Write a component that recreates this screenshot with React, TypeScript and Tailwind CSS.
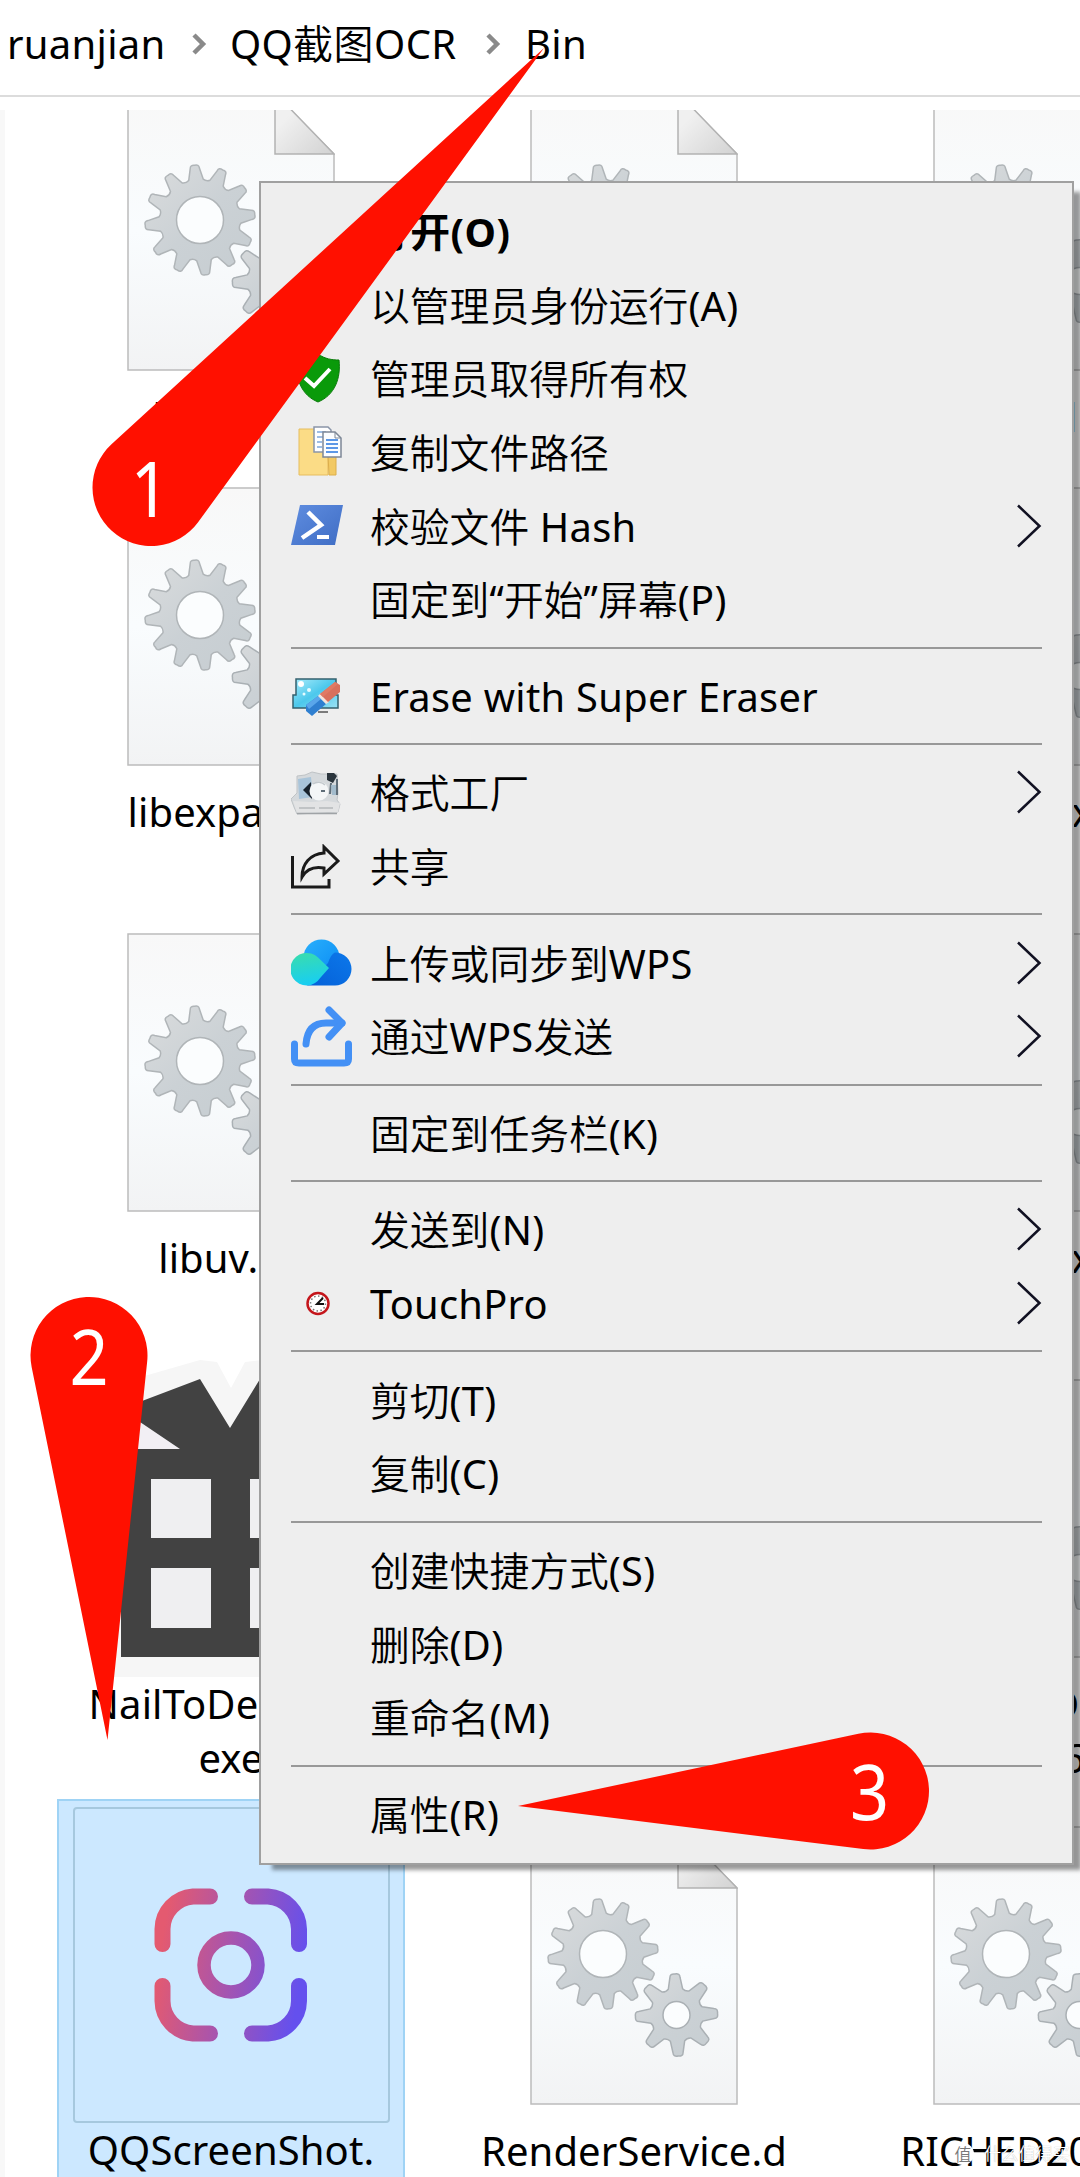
import { type ReactNode } from "react";

const FONT = "font-['Noto_Sans','Noto_Sans_CJK_SC',sans-serif]";

type Point = [number, number];

// Closed outline of a cog with slightly tapered teeth
function cogPath(cx: number, cy: number, outer: number, root: number, teeth: number, turn: number) {
  const step = (Math.PI * 2) / teeth;
  const at = (r: number, a: number) =>
    `${(cx + r * Math.cos(a)).toFixed(1)} ${(cy + r * Math.sin(a)).toFixed(1)}`;
  let d = "";
  for (let i = 0; i < teeth; i++) {
    const a = turn + i * step;
    d += `${i === 0 ? "M" : "L"}${at(root, a - step * 0.34)}`;
    d += `L${at(outer - 3, a - step * 0.17)}`;
    d += `Q${at(outer + 1, a - step * 0.15)} ${at(outer, a)}`;
    d += `Q${at(outer + 1, a + step * 0.15)} ${at(outer - 3, a + step * 0.17)}`;
    d += `L${at(root, a + step * 0.34)}`;
    d += `Q${at(root - 2, a + step * 0.5)} ${at(root, a + step * 0.66)}`;
  }
  return `${d}Z`;
}

function DllIcon() {
  return (
    <svg width="208" height="279" viewBox="0 0 208 279" className="block">
      <defs>
        <linearGradient id="sheet" x1="0" y1="0" x2="0" y2="1">
          <stop offset="0" stopColor="#f8f8f8" />
          <stop offset="0.5" stopColor="#f9fcfe" />
          <stop offset="1" stopColor="#f2f3f4" />
        </linearGradient>
        <linearGradient id="fold" x1="0" y1="0" x2="1" y2="1">
          <stop offset="0.3" stopColor="#f0f0f0" />
          <stop offset="1" stopColor="#d2d2d2" />
        </linearGradient>
        <linearGradient id="cog" x1="0" y1="0" x2="1" y2="1">
          <stop offset="0" stopColor="#dadcdd" />
          <stop offset="0.5" stopColor="#cbd1d5" />
          <stop offset="1" stopColor="#c6cdd1" />
        </linearGradient>
      </defs>
      <path d="M1 1H147L207 62V278H1Z" fill="url(#sheet)" stroke="#bcbcbc" strokeWidth="1.5" />
      <path d="M148 1V62H207Z" fill="url(#fold)" stroke="#b2b2b2" strokeWidth="1.5" />
      <path d={cogPath(73, 128, 55, 41, 12, -0.1)} fill="url(#cog)" stroke="#b0b5b8" strokeWidth="1.5" />
      <circle cx="73" cy="128" r="23.5" fill="#fbfdfe" stroke="#b0b5b8" strokeWidth="1.5" />
      <path d={cogPath(146.5, 189, 41, 27, 8, -0.04)} fill="url(#cog)" stroke="#aab0b4" strokeWidth="1.5" />
      <circle cx="146.5" cy="189" r="13.5" fill="#fbfdfe" stroke="#aab0b4" strokeWidth="1.5" />
    </svg>
  );
}

function GiftIcon() {
  return (
    <svg width="256" height="336" viewBox="103 1352 256 336" className="block">
      <path d="M113 1402 134 1379 200 1360 217 1362 231 1388 245 1362 262 1360 328 1379 349 1402V1677H113Z" fill="#f6f6f6" />
      <path d="M112 1402 140 1422 180 1449H121Z" fill="#f2eff4" />
      <path d="M142 1401 200 1379 230 1428 260 1379 319 1401 325 1420 282 1449H341V1657H121V1449H180L140 1422Z" fill="#424242" />
      <path d="M151 1479h60v59h-60zM250 1479h60v59h-60zM151 1568h60v60h-60zM250 1568h60v60h-60z" fill="#efeff1" />
    </svg>
  );
}

function ScreenShotIcon() {
  return (
    <svg width="154" height="155" viewBox="154 1888 154 155" className="block">
      <defs>
        <linearGradient id="shot" gradientUnits="userSpaceOnUse" x1="160" y1="1950" x2="302" y2="1975">
          <stop offset="0" stopColor="#e45a70" />
          <stop offset="0.5" stopColor="#a554b0" />
          <stop offset="1" stopColor="#6450ee" />
        </linearGradient>
      </defs>
      <g fill="none" stroke="url(#shot)" strokeLinecap="round" strokeWidth="16">
        <path d="M162.5 1944V1929A33 33 0 0 1 193 1896.5H210" />
        <path d="M252 1896.5H268A33 33 0 0 1 299 1929V1944" />
        <path d="M162.5 1986V2001A33 33 0 0 0 193 2033.500H210" />
        <path d="M252 2033.500H268A33 33 0 0 0 299 2001V1986" />
        <circle cx="231" cy="1965" r="27" strokeWidth="13.500" />
      </g>
    </svg>
  );
}

type FileEntry = { name: string; kind?: "dll" | "gift" | "shot" };

const rows: { height: string; files: FileEntry[] }[] = [
  { height: "h-[395px]", files: [{ name: "libcef.dll" }, { name: "libcurl.dll" }, { name: "libx.dll" }] },
  { height: "h-[446px]", files: [{ name: "libexpat.dll" }, { name: "libpng.dll" }, { name: "libvcorex.dll" }] },
  { height: "h-[446px]", files: [{ name: "libuv.dll" }, { name: "libyuv.dll" }, { name: "mfplatex.dll" }] },
  { height: "h-[447px]", files: [{ name: "NailToDesktop.\nexe", kind: "gift" }, { name: "Net.dll" }, { name: "codecD.dll\nver-6" }] },
  { height: "h-[447px]", files: [{ name: "QQScreenShot.\nexe", kind: "shot" }, { name: "RenderService.d\nll" }, { name: "RICHED20.DLL" }] },
];

function FileCell({ file }: { file: FileEntry }) {
  const label = <p className="whitespace-pre text-center text-[40px] leading-[54px] tracking-[0.1px]">{file.name}</p>;

  if (file.kind === "shot") {
    return (
      <div className="flex h-full flex-col items-center border-2 border-[#9fd3f5] bg-[#cce8ff] pt-[6px]">
        <div className="flex h-[316px] w-[317px] shrink-0 items-center justify-center rounded-[4px] border-2 border-[#a6c8de]">
          <ScreenShotIcon />
        </div>
        {label}
      </div>
    );
  }

  return (
    <div className="flex h-full flex-col items-center">
      {file.kind === "gift" ? (
        <div className="h-[325px] shrink-0">
          <GiftIcon />
        </div>
      ) : (
        <div className="h-[325px] shrink-0 pt-[27px]">
          <DllIcon />
        </div>
      )}
      {label}
    </div>
  );
}

// Han glyphs are set light, Latin runs inside them at normal weight
function Mixed({ text }: { text: string }) {
  return (
    <>
      {text.split(/([\x20-\x7e“”]+)/).map((part, i) =>
        i % 2 === 1 ? (
          <span key={i} className="font-normal tracking-[0.3px]">
            {part}
          </span>
        ) : (
          part
        )
      )}
    </>
  );
}

function Crumb({ text, className }: { text: string; className?: string }) {
  return (
    <span className={`whitespace-nowrap font-[350] ${className ?? ""}`}>
      <Mixed text={text} />
    </span>
  );
}

function CrumbArrow() {
  return (
    <svg width="16" height="24" viewBox="0 0 16 24" className="shrink-0" fill="none" stroke="#8a8a8a" strokeWidth="4.500">
      <path d="M3 3 12 12 3 21" />
    </svg>
  );
}

function ShieldIcon() {
  return (
    <svg width="44" height="50" viewBox="0 0 44 50" className="ml-[5px]">
      <path d="M22 1C29 6 36 7 43 7C45 25 39 42 22 49C5 42-1 25 1 7C8 7 15 6 22 1Z" fill="#0a9a0a" stroke="#087a08" strokeWidth="1" />
      <path d="M9 25 18 33 34 16" fill="none" stroke="#fff" strokeWidth="4" />
    </svg>
  );
}

function CopyPathIcon() {
  return (
    <svg width="44" height="50" viewBox="0 0 44 50" className="mb-[2px] ml-[7px]">
      <path d="M1 3H30V49H1Z" fill="#fbdc86" stroke="#e6bd5e" />
      <path d="M30 28H38V49H31Z" fill="#f2c964" stroke="#dcae4b" />
      <path d="M16 1H30L33 4V26H16Z" fill="#fff" stroke="#8a95a8" strokeWidth="1.500" />
      <path d="M19 6H28M19 11H25M19 16H24M19 21H24" stroke="#7fa8dc" strokeWidth="1.500" />
      <path d="M25 6H37L43 12V31H25Z" fill="#fbfdff" stroke="#7d8796" strokeWidth="1.500" />
      <path d="M37 6V12H43" fill="none" stroke="#7d8796" />
      <path d="M28 14H40M28 18H40M28 22H40M28 26H40" stroke="#5c97e6" strokeWidth="2" />
    </svg>
  );
}

function PowerShellIcon() {
  return (
    <svg width="53" height="40" viewBox="0 0 53 40" className="mb-[2px]">
      <defs>
        <linearGradient id="ps" x1="0" y1="0" x2="1" y2="1">
          <stop offset="0" stopColor="#5f8de0" />
          <stop offset="1" stopColor="#3f6dc4" />
        </linearGradient>
      </defs>
      <path d="M9 0H52L44 40H0Z" fill="url(#ps)" />
      <path d="M17 7 30 20 11 33" fill="none" stroke="#fff" strokeWidth="4.500" />
      <path d="M26 32H38" stroke="#fff" strokeWidth="4" />
    </svg>
  );
}

function EraserIcon() {
  return (
    <svg width="50" height="40" viewBox="0 0 50 40" className="ml-px mt-[2px]">
      <defs>
        <linearGradient id="screen" x1="0" y1="0" x2="1" y2="1">
          <stop offset="0" stopColor="#a9ecfb" />
          <stop offset="0.5" stopColor="#4cc8ec" />
          <stop offset="1" stopColor="#9be2f4" />
        </linearGradient>
      </defs>
      <path d="M4 2H44V18H46V31H1V18H4Z" fill="url(#screen)" stroke="#35606e" strokeWidth="1.500" />
      <path d="M26 35H36" stroke="#555" strokeWidth="1.500" />
      <path d="M14 28 26 19 34 27 20 39 14 34Z" fill="#2f7fd0" />
      <path d="M14 28 26 19 29 22 17 32Z" fill="#5aa6ea" />
      <path d="M26 19 29 16 37 25 34 27Z" fill="#f3e3dc" />
      <path d="M28 17 43 5 48 8V15L36 25Z" fill="#d9705c" />
      <path d="M28 17 43 5 46 7 31 20Z" fill="#e07a64" />
      <circle cx="9" cy="7" r="3" fill="#fff" />
      <circle cx="17" cy="13" r="2" fill="#e6fbff" />
      <circle cx="12" cy="17" r="1.500" fill="#e6fbff" />
    </svg>
  );
}

function FormatFactoryIcon() {
  return (
    <svg width="50" height="44" viewBox="0 0 50 44" className="mt-[2px]">
      <path d="M6 5 14 4 21 1 30 3 36 3 46 3 47 22 46 29 49 33 47 41 6 43 3 36 0 28 6 22Z" fill="#d5d9dc" stroke="#bfc3c6" />
      <path d="M7 8 20 6 22 26 8 28Z" fill="#a9c4d9" />
      <path d="M12 19 20 11 21 28Z" fill="#18222c" />
      <circle cx="28" cy="20" r="9.500" fill="#f4f6f7" />
      <path d="M22 13A9 9 0 0 1 34 14" fill="none" stroke="#c3c9cd" strokeWidth="1.500" />
      <path d="M36 2 43 2 46 5 42 12 36 9Z" fill="#2a343c" />
      <path d="M40 12 39 23M46 8V24M30 20H34" stroke="#5f6d78" strokeWidth="2" />
      <path d="M40 14H45V24H41Z" fill="#a3bccd" />
      <path d="M2 30 20 31 36 30 49 32 47 41 6 42Z" fill="#e2e3e4" />
      <path d="M8 37H24M28 37H42" stroke="#c0c3c5" strokeWidth="2" />
      <path d="M6 42.500H46" stroke="#9fa3a6" strokeWidth="1.500" />
    </svg>
  );
}

function ShareIcon() {
  return (
    <svg width="50" height="45" viewBox="0 0 50 45" fill="none" stroke="#1a1a1a" strokeWidth="3">
      <path d="M1.500 12V43H38V35" />
      <path d="M33 3 47 17 33 30V24C22 22 15 26 11 33C11 20 19 10 33 9Z" />
    </svg>
  );
}

function CloudIcon() {
  return (
    <svg width="61" height="47" viewBox="0 0 61 47">
      <defs>
        <linearGradient id="cloudTop" x1="0" y1="0" x2="1" y2="1">
          <stop offset="0" stopColor="#29b0fb" />
          <stop offset="1" stopColor="#0a8af4" />
        </linearGradient>
        <linearGradient id="cloudLeft" x1="0.400" y1="0" x2="0.600" y2="1">
          <stop offset="0" stopColor="#38dcb0" />
          <stop offset="1" stopColor="#16cdf6" />
        </linearGradient>
        <linearGradient id="cloudRight" x1="1" y1="0" x2="0" y2="1">
          <stop offset="0" stopColor="#0c78ea" />
          <stop offset="1" stopColor="#0560d8" />
        </linearGradient>
      </defs>
      <circle cx="30.500" cy="18.500" r="18" fill="url(#cloudTop)" />
      <path d="M44 13.500A16.500 16.500 0 0 1 44 46.500H16L37 24Q40 15 44 13.500Z" fill="url(#cloudRight)" />
      <path d="M16 46.500A16.300 16.300 0 1 1 27 18.500L38 29 30 38Q24 46.500 16 46.500Z" fill="url(#cloudLeft)" />
    </svg>
  );
}

function WpsSendIcon() {
  return (
    <svg width="61" height="61" viewBox="0 0 61 61" fill="none" stroke="#4390f5" strokeWidth="7" strokeLinecap="round" strokeLinejoin="round">
      <path d="M3.500 38V53Q3.500 57 8 57H53Q57.500 57 57.500 53V38" />
      <path d="M15 38C16 25 22 17 35 17H51" />
      <path d="M38 4 51 17 38 31" />
    </svg>
  );
}

function ClockIcon() {
  return (
    <svg width="24" height="25" viewBox="0 0 24 25" className="ml-[15px]">
      <circle cx="12" cy="12.500" r="10.500" fill="#fff" stroke="#c4161c" strokeWidth="2.500" />
      <circle cx="12" cy="12.500" r="7.500" fill="none" stroke="#777" strokeWidth="1.500" strokeDasharray="1.500 2.400" />
      <path d="M17 7 11 13H18" fill="none" stroke="#111" strokeWidth="2" />
    </svg>
  );
}

function MenuArrow() {
  return (
    <svg width="25" height="44" viewBox="0 0 25 44" fill="none" stroke="#111122" strokeWidth="2.500">
      <path d="M1 1.500 22.500 22 1 42.500" />
    </svg>
  );
}

type MenuItem = { label: string; icon?: ReactNode; submenu?: boolean; bold?: boolean };

const groups: MenuItem[][] = [
  [
    { label: "打开(O)", bold: true },
    { label: "以管理员身份运行(A)" },
    { label: "管理员取得所有权", icon: <ShieldIcon /> },
    { label: "复制文件路径", icon: <CopyPathIcon /> },
    { label: "校验文件 Hash", icon: <PowerShellIcon />, submenu: true },
    { label: "固定到“开始”屏幕(P)" },
  ],
  [{ label: "Erase with Super Eraser", icon: <EraserIcon /> }],
  [
    { label: "格式工厂", icon: <FormatFactoryIcon />, submenu: true },
    { label: "共享", icon: <ShareIcon /> },
  ],
  [
    { label: "上传或同步到WPS", icon: <CloudIcon />, submenu: true },
    { label: "通过WPS发送", icon: <WpsSendIcon />, submenu: true },
  ],
  [{ label: "固定到任务栏(K)" }],
  [
    { label: "发送到(N)", submenu: true },
    { label: "TouchPro", icon: <ClockIcon />, submenu: true },
  ],
  [{ label: "剪切(T)" }, { label: "复制(C)" }],
  [{ label: "创建快捷方式(S)" }, { label: "删除(D)" }, { label: "重命名(M)" }],
  [{ label: "属性(R)" }],
];

function ContextMenu() {
  return (
    <div className="absolute left-[259px] top-[181px] h-[1684px] w-[815px] border-2 border-[#a0a0a0] bg-[#eeeeee] pl-[30px] pr-[30px] pt-[11px] shadow-[10px_8px_4px_-3px_rgba(0,0,0,0.4)]">
      {groups.map((items, g) => (
        <div key={g}>
          {g > 0 && (
            <div className="flex h-[22.86px] items-center">
              <div className="h-[2px] w-full bg-[#989898]" />
            </div>
          )}
          {items.map((item) => (
            <div key={item.label} className="flex h-[73.7px] items-center">
              <div className="flex w-[79px] shrink-0 items-center">{item.icon}</div>
              <span
                className={`grow whitespace-nowrap pt-[2px] text-[39.8px] leading-[54px] ${
                  item.bold ? "font-bold tracking-[0.5px]" : "font-[350]"
                }`}
              >
                {item.bold ? item.label : <Mixed text={item.label} />}
              </span>
              {item.submenu && <MenuArrow />}
            </div>
          ))}
        </div>
      ))}
    </div>
  );
}

// Teardrop: a disc plus the two tangents that meet at the tip
function pinPath([cx, cy]: Point, [tx, ty]: Point, r: number) {
  const dist = Math.hypot(tx - cx, ty - cy);
  const dir = Math.atan2(ty - cy, tx - cx);
  const open = Math.acos(r / dist);
  const on = (a: number) => `${cx + r * Math.cos(a)} ${cy + r * Math.sin(a)}`;
  return `M${tx} ${ty}L${on(dir + open)}A${r} ${r} 0 1 1 ${on(dir - open)}Z`;
}

const pins: { n: string; center: Point; tip: Point; text: Point }[] = [
  { n: "1", center: [151, 487.5], tip: [544, 48], text: [150, 516.5] },
  { n: "2", center: [89, 1355.5], tip: [107.5, 1740], text: [89, 1385] },
  { n: "3", center: [870.5, 1791], tip: [518, 1806], text: [869.5, 1820] },
];

function Pins() {
  return (
    <svg width="1080" height="2177" viewBox="0 0 1080 2177" className="absolute left-0 top-0">
      {pins.map((pin) => (
        <g key={pin.n}>
          <path d={pinPath(pin.center, pin.tip, 58.5)} fill="#ff1000" />
          <text
            transform={`translate(${pin.text[0]} ${pin.text[1]}) scale(0.9 1)`}
            textAnchor="middle"
            fontSize="76"
            fill="#fff"
          >
            {pin.n}
          </text>
        </g>
      ))}
    </svg>
  );
}

function Watermark() {
  return (
    <div className="absolute left-[952px] top-[2143px] flex items-center gap-[10px] font-[350] text-white">
      <span className="flex h-[22px] w-[22px] items-center justify-center rounded-full bg-white text-[17px] leading-none text-[#777]">值</span>
      <span className="whitespace-nowrap text-[17.2px] leading-[22px] [text-shadow:0_0_1px_rgba(0,0,0,0.35)]">什么值得买</span>
    </div>
  );
}

export default function App() {
  return (
    <div className={`relative h-[2177px] w-[1080px] overflow-hidden bg-white text-black ${FONT}`}>
      <header className="flex h-[97px] items-center border-b-2 border-[#dcdcdc] pb-[7px] pl-[7px] text-[40px] leading-[54px]">
        <Crumb text="ruanjian" className="w-[184px]" />
        <CrumbArrow />
        <Crumb text="QQ截图OCR" className="ml-[23px] w-[255px] tracking-[0.5px]" />
        <CrumbArrow />
        <Crumb text="Bin" className="ml-[24px]" />
      </header>

      <main className="mt-[13px] h-[2067px] overflow-hidden border-l-[5px] border-[#f8f8f8] pl-[52px]">
        <div className="-mt-[45px]">
          {rows.map((row) => (
            <div key={row.files[0].name} className={`grid grid-cols-[348px_348px_348px] gap-x-[55px] ${row.height}`}>
              {row.files.map((file) => (
                <FileCell key={file.name} file={file} />
              ))}
            </div>
          ))}
        </div>
      </main>

      <ContextMenu />
      <Pins />
      <Watermark />
    </div>
  );
}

* [What the exercise asks]:
Give only the count of lines in which the string "that" appears.

* [Result for this exercise]:
2